-- Written task --
Copy out all the lines exactly. Omit pictures.
--- Stored data ---
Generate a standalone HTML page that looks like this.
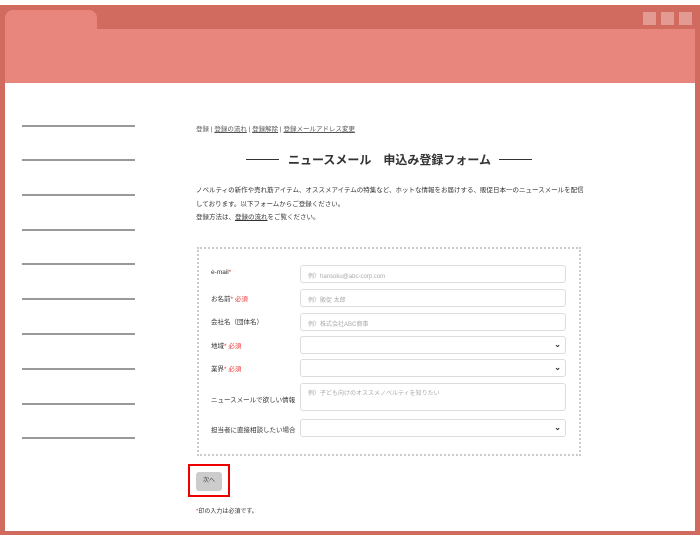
<!DOCTYPE html>
<html><head><meta charset="utf-8"><style>
*{margin:0;padding:0;box-sizing:border-box}
body{width:700px;height:550px;background:#fff;position:relative;overflow:hidden;font-family:"Liberation Sans","Noto Sans CJK JP",sans-serif;color:#333}
.frame{position:absolute;left:0;top:5px;width:700px;height:530px;background:#d16b60}
.tab{position:absolute;left:5px;top:10px;width:92px;height:25px;background:#e8867e;border-radius:8px 8px 0 0}
.head{position:absolute;left:5px;top:29px;width:690px;height:54px;background:#e8867e}
.sq{position:absolute;top:12px;width:13px;height:13px;background:#e39a93}
.content{position:absolute;left:5px;top:83px;width:690px;height:448px;background:#fff}
.line{position:absolute;left:22px;width:113px;height:2px;background:#999}
.t{position:absolute;font-size:6.5px;white-space:nowrap}
u{text-decoration:underline}
.form{position:absolute;left:197px;top:247px;width:384px;height:209px;border:2px dotted #ccc}
.lab{position:absolute;left:211px;font-size:6.5px;color:#333}
.r{color:#e33}
.in{position:absolute;left:300px;width:266px;height:18px;border:1px solid #ddd;border-radius:3px;background:#fff;font-size:6px;color:#aaa;padding:5px 0 0 7px}
.ar{position:absolute;right:4px;top:3px;font-size:8px;font-weight:bold;color:#333}
.dash{position:absolute;top:159px;width:33px;height:1px;background:#333}
</style></head><body>
<div class="frame"></div>
<div class="tab"></div>
<div class="head"></div>
<div class="sq" style="left:643px"></div><div class="sq" style="left:661px"></div><div class="sq" style="left:679px"></div>
<div class="content"></div>
<div class="line" style="top:125px"></div><div class="line" style="top:159px"></div><div class="line" style="top:194px"></div><div class="line" style="top:229px"></div><div class="line" style="top:263px"></div><div class="line" style="top:298px"></div><div class="line" style="top:333px"></div><div class="line" style="top:368px"></div><div class="line" style="top:403px"></div><div class="line" style="top:437px"></div>
<div class="t" style="left:196px;top:123px;color:#555">登録 | <u>登録の流れ</u> | <u>登録解除</u> | <u>登録メールアドレス変更</u></div>
<div class="dash" style="left:246px"></div><div class="dash" style="left:499px"></div>
<div class="t" style="left:288px;top:151px;font-size:12px;font-weight:bold;color:#333">ニュースメール　申込み登録フォーム</div>
<div class="t" style="left:196px;top:184px;line-height:13.5px">ノベルティの新作や売れ筋アイテム、オススメアイテムの特集など、ホットな情報をお届けする、販促日本一のニュースメールを配信<br>しております。以下フォームからご登録ください。<br>登録方法は、<u>登録の流れ</u>をご覧ください。</div>
<div class="form"></div>
<div class="lab" style="top:269px">e-mail<span class="r">*</span></div>
<div class="lab" style="top:293px">お名前<span class="r">* 必須</span></div>
<div class="lab" style="top:316px">会社名（団体名）</div>
<div class="lab" style="top:340px">地域<span class="r">* 必須</span></div>
<div class="lab" style="top:363px">業界<span class="r">* 必須</span></div>
<div class="lab" style="top:394px">ニュースメールで欲しい情報</div>
<div class="lab" style="top:424px">担当者に直接相談したい場合</div>
<div class="in" style="top:265px">例）hansoku@abc-corp.com</div>
<div class="in" style="top:289px">例）販促 太郎</div>
<div class="in" style="top:313px">例）株式会社ABC商事</div>
<div class="in" style="top:336px"><span class="ar">⌄</span></div>
<div class="in" style="top:359px"><span class="ar">⌄</span></div>
<div class="in" style="top:383px;height:28px;padding-top:4px">例）子ども向けのオススメノベルティを知りたい</div>
<div class="in" style="top:419px"><span class="ar">⌄</span></div>
<div style="position:absolute;left:188px;top:464px;width:42px;height:33px;border:2px solid #e00"></div>
<div style="position:absolute;left:196px;top:472px;width:26px;height:19px;background:#ccc;border-radius:3px;font-size:6px;color:#444;text-align:center;line-height:19px">次へ</div>
<div class="t" style="left:196px;top:506px;font-size:6px"><span class="r">*</span>印の入力は必須です。</div>
</body></html>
---
-- Answer --
Generate a standalone HTML page that looks like this.
<!DOCTYPE html>
<html><head><meta charset="utf-8"><style>
*{margin:0;padding:0;box-sizing:border-box}
body{width:700px;height:550px;background:#fff;position:relative;overflow:hidden;font-family:"Liberation Sans","Noto Sans CJK JP",sans-serif;color:#333}
.frame{position:absolute;left:0;top:5px;width:700px;height:530px;background:#d16b60}
.tab{position:absolute;left:5px;top:10px;width:92px;height:25px;background:#e8867e;border-radius:8px 8px 0 0}
.head{position:absolute;left:5px;top:29px;width:690px;height:54px;background:#e8867e}
.sq{position:absolute;top:12px;width:13px;height:13px;background:#e39a93}
.content{position:absolute;left:5px;top:83px;width:690px;height:448px;background:#fff}
.line{position:absolute;left:22px;width:113px;height:2px;background:#999}
.t{position:absolute;font-size:6.5px;white-space:nowrap}
u{text-decoration:underline}
.form{position:absolute;left:197px;top:247px;width:384px;height:209px;border:2px dotted #ccc}
.lab{position:absolute;left:211px;font-size:6.5px;color:#333}
.r{color:#e33}
.in{position:absolute;left:300px;width:266px;height:18px;border:1px solid #ddd;border-radius:3px;background:#fff;font-size:6px;color:#aaa;padding:5px 0 0 7px}
.ar{position:absolute;right:4px;top:3px;font-size:8px;font-weight:bold;color:#333}
.dash{position:absolute;top:159px;width:33px;height:1px;background:#333}
</style></head><body>
<div class="frame"></div>
<div class="tab"></div>
<div class="head"></div>
<div class="sq" style="left:643px"></div><div class="sq" style="left:661px"></div><div class="sq" style="left:679px"></div>
<div class="content"></div>
<div class="line" style="top:125px"></div><div class="line" style="top:159px"></div><div class="line" style="top:194px"></div><div class="line" style="top:229px"></div><div class="line" style="top:263px"></div><div class="line" style="top:298px"></div><div class="line" style="top:333px"></div><div class="line" style="top:368px"></div><div class="line" style="top:403px"></div><div class="line" style="top:437px"></div>
<div class="t" style="left:196px;top:123px;color:#555">登録 | <u>登録の流れ</u> | <u>登録解除</u> | <u>登録メールアドレス変更</u></div>
<div class="dash" style="left:246px"></div><div class="dash" style="left:499px"></div>
<div class="t" style="left:288px;top:151px;font-size:12px;font-weight:bold;color:#333">ニュースメール　申込み登録フォーム</div>
<div class="t" style="left:196px;top:184px;line-height:13.5px">ノベルティの新作や売れ筋アイテム、オススメアイテムの特集など、ホットな情報をお届けする、販促日本一のニュースメールを配信<br>しております。以下フォームからご登録ください。<br>登録方法は、<u>登録の流れ</u>をご覧ください。</div>
<div class="form"></div>
<div class="lab" style="top:269px">e-mail<span class="r">*</span></div>
<div class="lab" style="top:293px">お名前<span class="r">* 必須</span></div>
<div class="lab" style="top:316px">会社名（団体名）</div>
<div class="lab" style="top:340px">地域<span class="r">* 必須</span></div>
<div class="lab" style="top:363px">業界<span class="r">* 必須</span></div>
<div class="lab" style="top:394px">ニュースメールで欲しい情報</div>
<div class="lab" style="top:424px">担当者に直接相談したい場合</div>
<div class="in" style="top:265px">例）hansoku@abc-corp.com</div>
<div class="in" style="top:289px">例）販促 太郎</div>
<div class="in" style="top:313px">例）株式会社ABC商事</div>
<div class="in" style="top:336px"><span class="ar">⌄</span></div>
<div class="in" style="top:359px"><span class="ar">⌄</span></div>
<div class="in" style="top:383px;height:28px;padding-top:4px">例）子ども向けのオススメノベルティを知りたい</div>
<div class="in" style="top:419px"><span class="ar">⌄</span></div>
<div style="position:absolute;left:188px;top:464px;width:42px;height:33px;border:2px solid #e00"></div>
<div style="position:absolute;left:196px;top:472px;width:26px;height:19px;background:#ccc;border-radius:3px;font-size:6px;color:#444;text-align:center;line-height:19px">次へ</div>
<div class="t" style="left:196px;top:506px;font-size:6px"><span class="r">*</span>印の入力は必須です。</div>
</body></html>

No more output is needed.